Costly Bond Bill-18  

Places $3.1 Billion Bond on 2018 Primary Ballot


Sacramento, California, Tuesday March 21, 2017____ Assemblyman Jay Obernolte (R-Hesperia) announced that Assembly Bill 18 passed off the Assembly floor, which seeks to place a $3.1 billion bond on the June 5, 2018 ballot. The funding for this bond almost entirely is dedicated to creating urban parks, providing minimal funding to rural California.  

“I am a passionate advocate for our state park system and have voted multiple times to increase its funding. Unfortunately, this bill does not take a pay-as-you-go approach but instead proposes to issue over $3 billion in new state bond debt to fund these parks.” Assemblyman Obernolte said. “We cannot continue to borrow money for pet projects while we waste billions of taxpayer dollars on other programs like high speed rail.”   

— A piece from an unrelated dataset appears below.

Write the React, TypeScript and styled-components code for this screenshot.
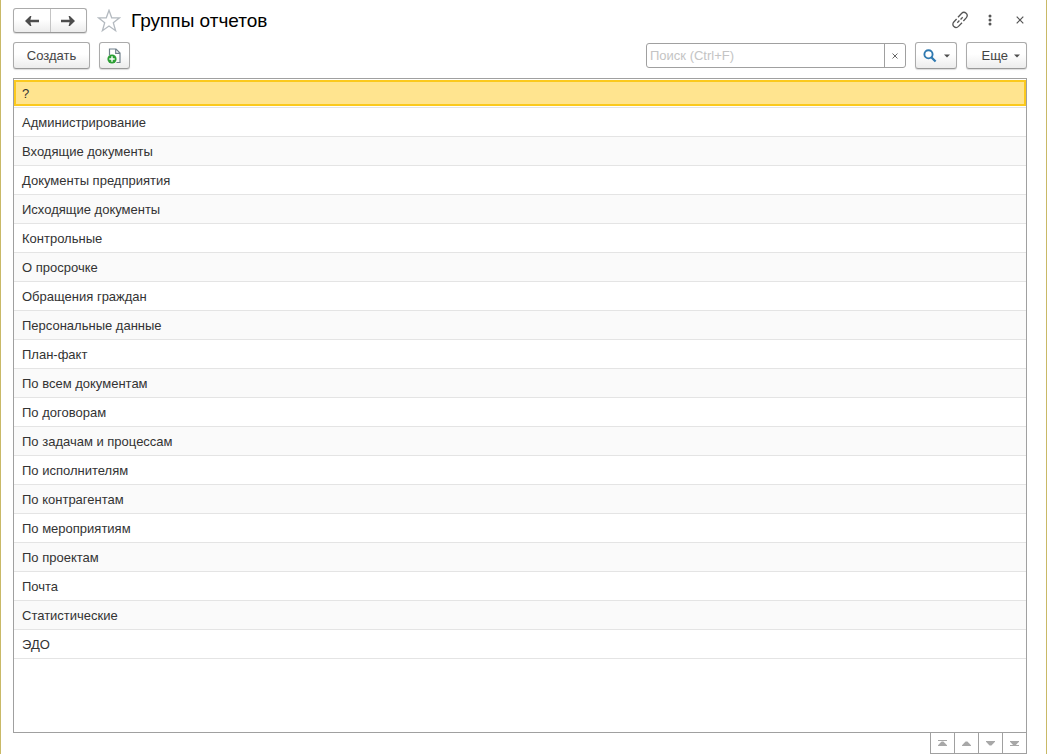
import React, { useState } from "react";
import styled, { createGlobalStyle, css } from "styled-components";

const GlobalStyle = createGlobalStyle`
  *, *::before, *::after { box-sizing: border-box; }
  body {
    margin: 0;
    background: #fff;
    color: #333;
    font: 13px/16px "Liberation Sans", Arial, sans-serif;
  }
  button, input { font: inherit; color: inherit; }
`;

const Window = styled.main`
  display: flex;
  flex-direction: column;
  min-height: 100vh;
  padding: 8px 19px 0 12px;
  border: solid #c9b967;
  border-width: 0 1px;
`;

const TitleBar = styled.header`
  display: flex;
  align-items: center;
  height: 25px;
`;

const raised = css`
  border: 1px solid #ababab;
  border-bottom-color: #999;
  border-radius: 3px;
  background: linear-gradient(#fff 0%, #fff 45%, #ececec 100%);
  box-shadow: 0 1px 1px rgba(0, 0, 0, 0.14);
`;

const History = styled.nav`
  ${raised}
  display: flex;
  width: 74px;
  height: 25px;
`;

const HistoryButton = styled.button`
  flex: 1;
  display: flex;
  align-items: center;
  justify-content: center;
  padding: 0;
  border: 0;
  background: none;
  & + & {
    border-left: 1px solid #c4c4c4;
  }
`;

const PlainButton = styled.button`
  display: flex;
  align-items: center;
  justify-content: center;
  width: 30px;
  height: 24px;
  padding: 0;
  border: 0;
  background: none;
`;

const Favorite = styled(PlainButton)`
  width: 24px;
  margin-left: 10px;
`;

const Title = styled.h1`
  margin: 0 auto 0 10px;
  color: #000;
  font-size: 19px;
  line-height: 24px;
  font-weight: 400;
`;

const WindowActions = styled.div`
  display: flex;
  align-self: flex-start;
  margin-right: -8px;
`;

const Toolbar = styled.div`
  display: flex;
  align-items: center;
  gap: 9px;
  margin: 9px 0;
`;

const ToolButton = styled.button<{ $width: number; $gap?: number }>`
  ${raised}
  display: flex;
  align-items: center;
  justify-content: center;
  gap: ${({ $gap = 0 }) => $gap}px;
  flex: none;
  width: ${({ $width }) => $width}px;
  height: 27px;
  padding: 0;
  color: #444;
`;

const MoreButton = styled(ToolButton)`
  justify-content: flex-end;
  padding-right: 6px;
`;

const SearchBox = styled.form`
  display: flex;
  flex: 0 1 260px;
  height: 25px;
  margin-left: auto;
  border: 1px solid #a0a0a0;
  border-radius: 3px;
`;

const SearchInput = styled.input`
  flex: 1;
  min-width: 0;
  padding: 0 3px;
  border: 0;
  outline: 0;
  background: none;
  &::placeholder {
    color: #c4c4c4;
    opacity: 1;
  }
`;

const ClearButton = styled.button`
  display: flex;
  align-items: center;
  justify-content: center;
  width: 21px;
  padding: 0;
  border: 0;
  border-left: 1px solid #a0a0a0;
  background: none;
`;

const List = styled.ul`
  flex: 1;
  margin: 0;
  padding: 0;
  border: 1px solid #a0a0a0;
  list-style: none;
`;

const Row = styled.li`
  height: 29px;
  padding: 1px 0;
  border-bottom: 1px solid #e4e4e4;
  &:nth-child(odd) {
    background: #fafafa;
  }
  &:first-child {
    background: #fff;
  }
`;

const RowButton = styled.button<{ $selected: boolean }>`
  display: block;
  width: 100%;
  height: 26px;
  padding: 2px 6px 0;
  border: 2px solid ${({ $selected }) => ($selected ? "#fbc91e" : "transparent")};
  background: ${({ $selected }) => ($selected ? "#ffe48f" : "none")};
  outline: 0;
  text-align: left;
`;

const Pager = styled.nav`
  display: flex;
  align-self: flex-end;
  border: solid #a0a0a0;
  border-width: 0 1px 1px;
`;

const PagerButton = styled.button`
  display: flex;
  align-items: center;
  justify-content: center;
  width: 24px;
  height: 20px;
  padding: 0;
  border: 0;
  background: none;
  &:first-child {
    width: 23px;
  }
  & + & {
    border-left: 1px solid #a0a0a0;
  }
`;

const Arrow = ({ right }: { right?: boolean }) => (
  <svg width="14" height="10" viewBox="0 0 14 10" fill="#4d4d4d">
    <path
      d={right
        ? "M0 3.700h8.600L7.600 0h1.300L14 5l-5.100 5H7.600l1-3.700H0z"
        : "M14 3.700H5.400L6.400 0H5.100L0 5l5.100 5h1.300l-1-3.700H14z"}
    />
  </svg>
);

const Star = () => (
  <svg width="24" height="24" viewBox="0 0 24 24" fill="none" stroke="#b4bac0" strokeWidth="1.3">
    <path d="M12 1.3l2.700 7.500h7.900l-6.300 4.900 2.300 8-6.600-4.700-6.600 4.700 2.300-8-6.300-4.900h7.900z" />
  </svg>
);

const LinkIcon = () => (
  <svg width="18" height="18" viewBox="0 0 18 18" fill="none" stroke="#555" strokeWidth="1.3">
    <path d="M7 6.200l3.500-3.700c1.300-1.300 3.300-1.400 4.600-.2s1.300 3.200.1 4.600L12.400 10" />
    <path d="M5.600 8L2.800 11c-1.300 1.400-1.200 3.400.1 4.600s3.300 1.100 4.600-.2L11 11.700" />
    <path d="M6.300 11.700l5.400-5.400" strokeDasharray="3 1.600" />
  </svg>
);

const Dots = () => (
  <svg width="4" height="12" viewBox="0 0 4 12" fill="#555">
    <circle cx="2" cy="2" r="1.500" />
    <circle cx="2" cy="6" r="1.500" />
    <circle cx="2" cy="10" r="1.500" />
  </svg>
);

const Cross = ({ size }: { size: number }) => (
  <svg width={size} height={size} viewBox="0 0 8 8" stroke="#555" strokeWidth="1.200">
    <path d="M.7.7l6.600 6.600M7.300.7L.7 7.300" />
  </svg>
);

const NewGroup = () => (
  <svg width="15" height="16" viewBox="0 0 15 16" fill="none">
    <path d="M2.500 7V1h6.500L13 5v9.500H9.500M8.700 1v4.300H13" stroke="#71808c" strokeWidth="1.200" />
    <circle cx="5" cy="11" r="4.600" fill="#2c9f35" />
    <path d="M5 8.300v5.400M2.300 11h5.400" stroke="#fff" strokeWidth="1.400" />
  </svg>
);

const Magnifier = () => (
  <svg width="14" height="14" viewBox="0 0 14 14" fill="none" stroke="#2f79b0">
    <circle cx="5.500" cy="5.300" r="4.100" strokeWidth="1.900" />
    <path d="M8.300 8.300l4.300 4.200" strokeWidth="2.300" />
  </svg>
);

const Caret = () => (
  <svg width="6" height="4" viewBox="0 0 6 4" fill="#4d4d4d">
    <path d="M0 .5h6L3 3.500z" />
  </svg>
);

const PagerIcon = ({ down, edge }: { down?: boolean; edge?: boolean }) => (
  <svg width="9" height="8" viewBox="0 0 9 8" fill="#a8a8a8">
    <path d={down ? "M0 2h9v.7L5.400 6.500H3.600L0 2.700z" : "M0 7h9v-.7L5.400 2.500H3.600L0 6.300z"} />
    {edge && <path d={down ? "M0 6h9v1H0z" : "M0 1h9v1H0z"} />}
  </svg>
);

const groups = [
  "?",
  "Администрирование",
  "Входящие документы",
  "Документы предприятия",
  "Исходящие документы",
  "Контрольные",
  "О просрочке",
  "Обращения граждан",
  "Персональные данные",
  "План-факт",
  "По всем документам",
  "По договорам",
  "По задачам и процессам",
  "По исполнителям",
  "По контрагентам",
  "По мероприятиям",
  "По проектам",
  "Почта",
  "Статистические",
  "ЭДО",
];

export default function App() {
  const [selected, setSelected] = useState(0);
  const [query, setQuery] = useState("");

  return (
    <>
      <GlobalStyle />
      <Window>
        <TitleBar>
          <History aria-label="История">
            <HistoryButton type="button" aria-label="Назад"><Arrow /></HistoryButton>
            <HistoryButton type="button" aria-label="Вперед"><Arrow right /></HistoryButton>
          </History>
          <Favorite type="button" aria-label="В избранное"><Star /></Favorite>
          <Title>Группы отчетов</Title>
          <WindowActions>
            <PlainButton type="button" aria-label="Получить ссылку"><LinkIcon /></PlainButton>
            <PlainButton type="button" aria-label="Меню"><Dots /></PlainButton>
            <PlainButton type="button" aria-label="Закрыть"><Cross size={8} /></PlainButton>
          </WindowActions>
        </TitleBar>

        <Toolbar>
          <ToolButton type="button" $width={77}>Создать</ToolButton>
          <ToolButton type="button" $width={31} aria-label="Создать группу"><NewGroup /></ToolButton>
          <SearchBox role="search" onSubmit={(e) => e.preventDefault()}>
            <SearchInput
              aria-label="Поиск"
              placeholder="Поиск (Ctrl+F)"
              value={query}
              onChange={(e) => setQuery(e.target.value)}
            />
            <ClearButton type="button" aria-label="Очистить" onClick={() => setQuery("")}>
              <Cross size={6} />
            </ClearButton>
          </SearchBox>
          <ToolButton type="button" $width={42} $gap={7} aria-label="Найти"><Magnifier /><Caret /></ToolButton>
          <MoreButton type="button" $width={61} $gap={6}>Еще<Caret /></MoreButton>
        </Toolbar>

        <List>
          {groups.map((name, i) => (
            <Row key={name}>
              <RowButton type="button" $selected={i === selected} onClick={() => setSelected(i)}>
                {name}
              </RowButton>
            </Row>
          ))}
        </List>
        <Pager aria-label="Прокрутка списка">
          <PagerButton type="button" aria-label="В начало"><PagerIcon edge /></PagerButton>
          <PagerButton type="button" aria-label="Вверх"><PagerIcon /></PagerButton>
          <PagerButton type="button" aria-label="Вниз"><PagerIcon down /></PagerButton>
          <PagerButton type="button" aria-label="В конец"><PagerIcon down edge /></PagerButton>
        </Pager>
      </Window>
    </>
  );
}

AB 18 proposes to place a $3.105 billion bond before voters next year. It provides only $40 million for rural recreation, which is a paltry 1.3% of the total money allocated in the bond.  Meanwhile, AB 18 earmarks $30 million to "pet projects" in the author's district, and $600 million for climate change resiliency projects and wildlife protection throughout the state.  This bill represents largely conservation interests that primarily benefit urban California, yet has been disguised as a "Pure Parks Bond."    

The Legislative Analyst’s Office reports that repayment of this debt will require not the $3 billion that was borrowed, but instead over $6 billion when interest and fees are included. If the Legislature were to alternatively adopt a pay-as-you-go approach, the state could build twice as many new parks as this bill proposes to build.   

“Continuing to add to our State’s long-term debt during a year when we are about to pass a record spending budget is irresponsible” Assemblyman Obernolte said. “Sacramento should eliminate waste and focus on saving for a future recession instead of increasing our debt, a debt that our children and grandchildren will be obligated to repay.”   

This bill still needs to pass the Senate with a 2/3 vote and be signed by the Governor to become law.